(Entries with page source code)

━━━━━━

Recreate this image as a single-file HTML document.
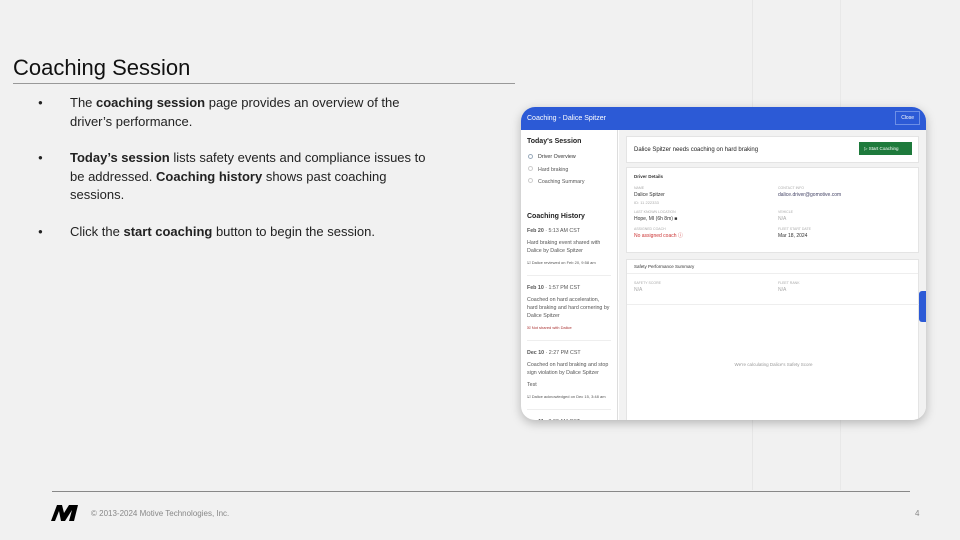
<!DOCTYPE html>
<html><head><meta charset="utf-8"><style>
*{margin:0;padding:0;box-sizing:border-box}
body{width:960px;height:540px;background:#f1f1f1;font-family:"Liberation Sans",sans-serif;position:relative;overflow:hidden;color:#111}
.a{position:absolute}
h1{position:absolute;left:13px;top:55px;font-size:22px;font-weight:400;color:#111}
.hr{position:absolute;left:13px;top:83px;width:502px;height:1px;background:#999}
ul{position:absolute;left:38px;top:94px;width:400px;list-style:none;font-size:13px;line-height:18.5px;color:#222}
ul li{position:relative;padding-left:32px;margin-bottom:18px}
ul li:before{content:"●";position:absolute;left:0;top:0;font-size:8px}
.dev{left:521px;top:107px;width:405px;height:313px;background:#fff;border-radius:14px;overflow:hidden;box-shadow:0 3px 10px rgba(0,0,0,.25)}
.hd{height:23px;background:#2c5ad6;color:#fff;font-size:7px;padding:8px 6px}
.close{position:absolute;right:6px;top:4px;border:1px solid #6d8fe6;padding:3px 5px;font-size:5px;color:#fff}
.side{left:0;top:23px;width:97px;height:290px;border-right:1px solid #ddd;font-size:5.3px;color:#555;padding:6px}
.main{left:98px;top:23px;width:307px;height:290px;background:#f2f2f2}
.card{position:absolute;left:7px;width:293px;background:#fff;border:1px solid #e4e4e4}
.lb{font-size:3.5px;color:#aaa}
.t{font-size:5px;color:#333}
</style></head><body>
<h1>Coaching Session</h1>
<div class="hr"></div>
<ul>
<li>The <b>coaching session</b> page provides an overview of the driver’s performance.</li>
<li><b>Today’s session</b> lists safety events and compliance issues to be addressed. <b>Coaching history</b> shows past coaching sessions.</li>
<li>Click the <b>start coaching</b> button to begin the session.</li>
</ul>
<div class="a" style="left:752px;top:0;width:1px;height:490px;background:#e6e6e6"></div>
<div class="a" style="left:840px;top:0;width:1px;height:490px;background:#e8e8e8"></div>
<div class="a dev">
 <div class="hd">Coaching - Dalice Spitzer<span class="close">Close</span></div>
 <div class="a side">
  <div style="font-size:7px;color:#222;font-weight:bold;margin-top:2px">Today's Session</div>
  <div style="margin-top:6px;line-height:12.5px;padding-left:11px;position:relative">
   <div class="a" style="left:1px;top:3px;width:5px;height:5px;border:1px solid #9ab;border-radius:50%"></div>
   <div class="a" style="left:1px;top:15px;width:5px;height:5px;border:1px solid #ccc;border-radius:50%"></div>
   <div class="a" style="left:1px;top:27px;width:5px;height:5px;border:1px solid #ccc;border-radius:50%"></div>
   <div style="color:#333">Driver Overview</div><div>Hard braking</div><div>Coaching Summary</div>
  </div>
  <div style="font-size:7px;color:#222;font-weight:bold;margin-top:24px">Coaching History</div>
  <div style="margin-top:7px;line-height:8px">
   <div><b>Feb 20</b> · 5:13 AM CST</div>
   <div style="margin-top:4px">Hard braking event shared with Dalice by Dalice Spitzer</div>
   <div style="margin-top:4px;font-size:4px">☑ Dalice reviewed on Feb 20, 9:58 am</div>
   <div style="border-top:1px solid #eee;margin:8px 0"></div>
   <div><b>Feb 10</b> · 1:57 PM CST</div>
   <div style="margin-top:4px">Coached on hard acceleration, hard braking and hard cornering by Dalice Spitzer</div>
   <div style="margin-top:4px;font-size:4px;color:#a33">☒ Not shared with Dalice</div>
   <div style="border-top:1px solid #eee;margin:8px 0"></div>
   <div><b>Dec 10</b> · 2:27 PM CST</div>
   <div style="margin-top:4px">Coached on hard braking and stop sign violation by Dalice Spitzer</div>
   <div style="margin-top:4px">Test</div>
   <div style="margin-top:4px;font-size:4px">☑ Dalice acknowledged on Dec 15, 3:48 am</div>
   <div style="border-top:1px solid #eee;margin:8px 0"></div>
   <div><b>Dec 11</b> · 3:33 AM CST</div>
  </div>
 </div>
 <div class="a main">
  <div class="card" style="top:6px;height:27px;padding:10px 7px;font-size:6px;color:#222">Dalice Spitzer needs coaching on hard braking
   <div class="a" style="right:6px;top:5px;width:53px;height:13px;background:#1e7a3c;color:#fff;font-size:4.5px;padding:4px 5px">▷ Start Coaching</div></div>
  <div class="card" style="top:37px;height:86px;padding:6px 7px">
   <div class="t" style="font-weight:bold;font-size:4.5px">Driver Details</div>
   <div class="a" style="left:7px;top:17px;line-height:7px"><div class="lb">NAME</div><div class="t">Dalice Spitzer</div><div class="lb" style="font-size:4px">ID: 11 222333</div>
    <div class="lb" style="margin-top:3px">LAST KNOWN LOCATION</div><div class="t">Hope, MI (6h 8m) ■</div>
    <div class="lb" style="margin-top:3px">ASSIGNED COACH</div><div class="t" style="color:#c33">No assigned coach ⓘ</div></div>
   <div class="a" style="left:151px;top:17px;line-height:7px"><div class="lb">CONTACT INFO</div><div class="t" style="color:#446">dalice.driver@gomotive.com</div><div>&nbsp;</div>
    <div class="lb" style="margin-top:3px">VEHICLE</div><div class="t" style="color:#aaa">N/A</div>
    <div class="lb" style="margin-top:3px">FLEET START DATE</div><div class="t">Mar 18, 2024</div></div>
  </div>
  <div class="card" style="top:129px;height:170px">
   <div class="t" style="padding:4px 7px;border-bottom:1px solid #eee;font-size:4.5px">Safety Performance Summary</div>
   <div class="a" style="left:7px;top:20px;line-height:7px"><div class="lb">SAFETY SCORE</div><div class="t" style="color:#aaa">N/A</div></div>
   <div class="a" style="left:151px;top:20px;line-height:7px"><div class="lb">FLEET RANK</div><div class="t" style="color:#aaa">N/A</div></div>
   <div class="a" style="left:0;top:44px;width:293px;border-top:1px solid #eee"></div>
   <div class="a" style="left:0;top:102px;width:293px;text-align:center;font-size:4.5px;color:#999">We're calculating Dalice's Safety Score</div>
  </div>
  <div class="a" style="left:300px;top:161px;width:8px;height:31px;background:#2c5ad6;border-radius:3px 0 0 3px"></div>
 </div>
</div>
<div class="a" style="left:52px;top:491px;width:858px;height:1px;background:#888"></div>
<svg class="a" style="left:51px;top:505px" width="27" height="16" viewBox="0 0 27 16"><path d="M0 16 L6 0 L11 0 L13 8 L18 0 L27 0 L23 16 L18 16 L21 5 L14 16 L10 16 L8 6 L4 16Z" fill="#000"/></svg>
<div class="a" style="left:91px;top:509px;font-size:8px;color:#888">© 2013-2024 Motive Technologies, Inc.</div>
<div class="a" style="left:915px;top:509px;font-size:8px;color:#888">4</div>
</body></html>
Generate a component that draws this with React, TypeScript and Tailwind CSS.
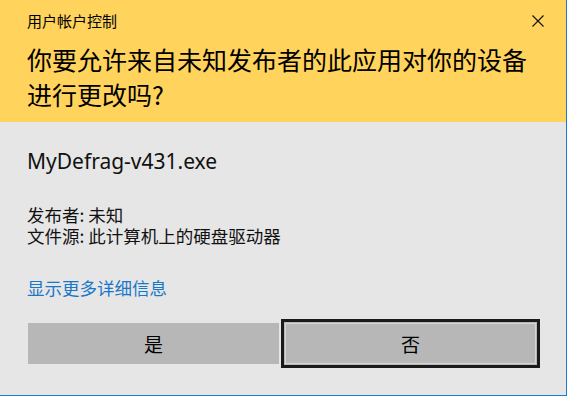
export default function App() {
  const cjk = { fontFamily: '"Noto Sans CJK SC", "Noto Sans", sans-serif' };

  return (
    <div
      className="w-[567px] h-[396px] bg-[#e6e6e6] border-r border-b border-[#1a7fd4] flex flex-col overflow-hidden text-black"
      style={cjk}
    >
      {/* 黄色标题区 */}
      <div className="h-[122px] shrink-0 bg-[#ffd35c] pl-[27px] pr-[22px] pt-[11px]">
        <div className="flex items-center justify-between h-[20px]">
          <span className="text-[15px] leading-[20px]">用户帐户控制</span>
          <svg width="12" height="12" viewBox="0 0 12 12" className="block">
            <path d="M0.5 0.5 L11.5 11.5 M11.5 0.5 L0.5 11.5" stroke="#111" strokeWidth="1.1" fill="none" />
          </svg>
        </div>
        <div className="mt-[11px] text-[25px] leading-[35px]">
          <div>你要允许来自未知发布者的此应用对你的设备</div>
          <div>进行更改吗?</div>
        </div>
      </div>

      {/* 正文 */}
      <div className="flex-1 pl-[27px] pt-[25px]">
        <div
          className="text-[21px] leading-[28px] text-[#111]"
          style={{ fontFamily: '"Noto Sans", "Noto Sans CJK SC", sans-serif' }}
        >
          MyDefrag-v431.exe
        </div>

        <div className="mt-[29px] text-[17.5px] leading-[21px] text-[#111]">
          <div>发布者: 未知</div>
          <div>文件源: 此计算机上的硬盘驱动器</div>
        </div>

        <div className="mt-[31px] text-[17.5px] leading-[21px] text-[#1a76c8]">显示更多详细信息</div>

        <div className="mt-[21px] flex items-center pl-px">
          <div className="w-[251px] h-[41px] bg-[#b7b7b7] flex items-center justify-center text-[19px] leading-none">
            是
          </div>
          <div className="ml-[2px] w-[259px] h-[49px] border-[3px] border-[#1a1a1a] bg-[#b7b7b7] p-px flex">
            <div className="flex-1 border border-[#d4d4d4] flex items-center justify-center text-[19px] leading-none">
              否
            </div>
          </div>
        </div>
      </div>
    </div>
  );
}
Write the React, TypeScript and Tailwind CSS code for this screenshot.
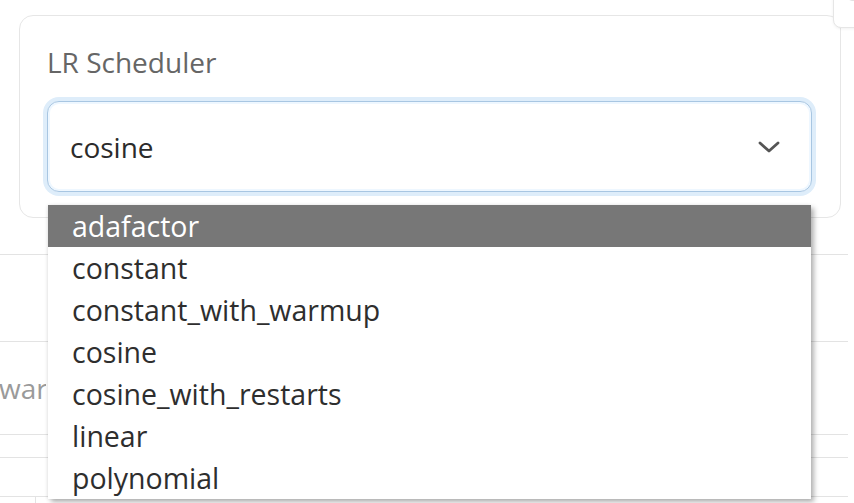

━━━━━━

Find the word "Tailwind" in the entries, and copy every line it shows up in.

WORKED SOLUTION
Generate a component that draws this with React, TypeScript and Tailwind CSS.
Write the React, TypeScript and Tailwind CSS code for this screenshot.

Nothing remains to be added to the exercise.